Capacity Provisioning Motivated Online Non-Convex Optimization Problem with Memory and Switching Cost
Rahul Vaze, Jayakrishnan Nair
TL;DR
This work studies an online, memoryful capacity provisioning problem where flow-time (outstanding jobs) is minimized together with a switching-cost penalty for changing the number of active servers. The authors tackle both worst-case and stochastic inputs under linear and quadratic switching costs, deriving competitive online algorithms with memory-length independent performance. A novel primal-dual framework is developed, incorporating a work-neutrality constraint to handle memory effects and non-convexity, yielding a constant competitive ratio (≤20) for the quadratic-cost setting and, in stochastic settings, simple policies that achieve near-optimal long-run costs.

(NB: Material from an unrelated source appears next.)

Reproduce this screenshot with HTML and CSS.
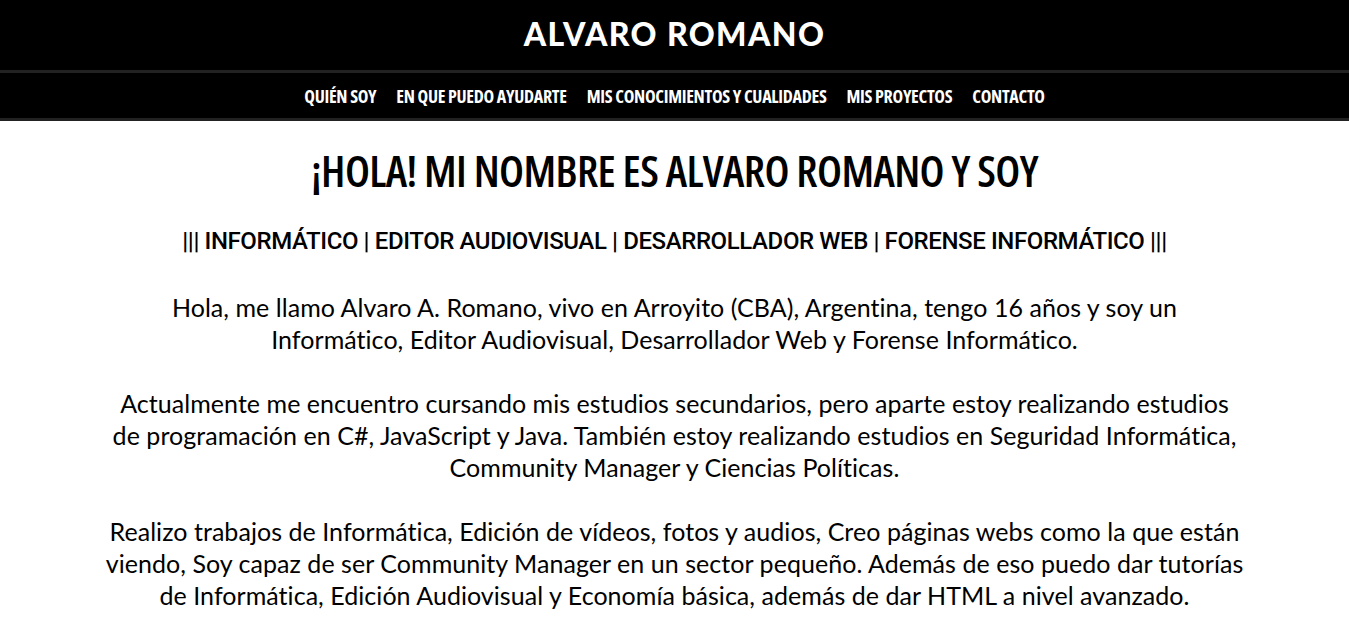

The results illuminate how memory and switching-cost structure fundamentally alter online performance and scheduling strategies in data-center settings, with practical implications for SRPT-based scheduling and adaptive capacity provisioning.
Abstract
An online non-convex optimization problem is considered where the goal is to minimize the flow time (total delay) of a set of jobs by modulating the number of active servers, but with a switching cost associated with changing the number of active servers over time. Each job can be processed by at most one fixed speed server at any time. Compared to the usual online convex optimization (OCO) problem with switching cost, the objective function considered is non-convex and more importantly, at each time, it depends on all past decisions and not just the present one. Both worst-case and stochastic inputs are considered; for both cases, competitive algorithms are derived.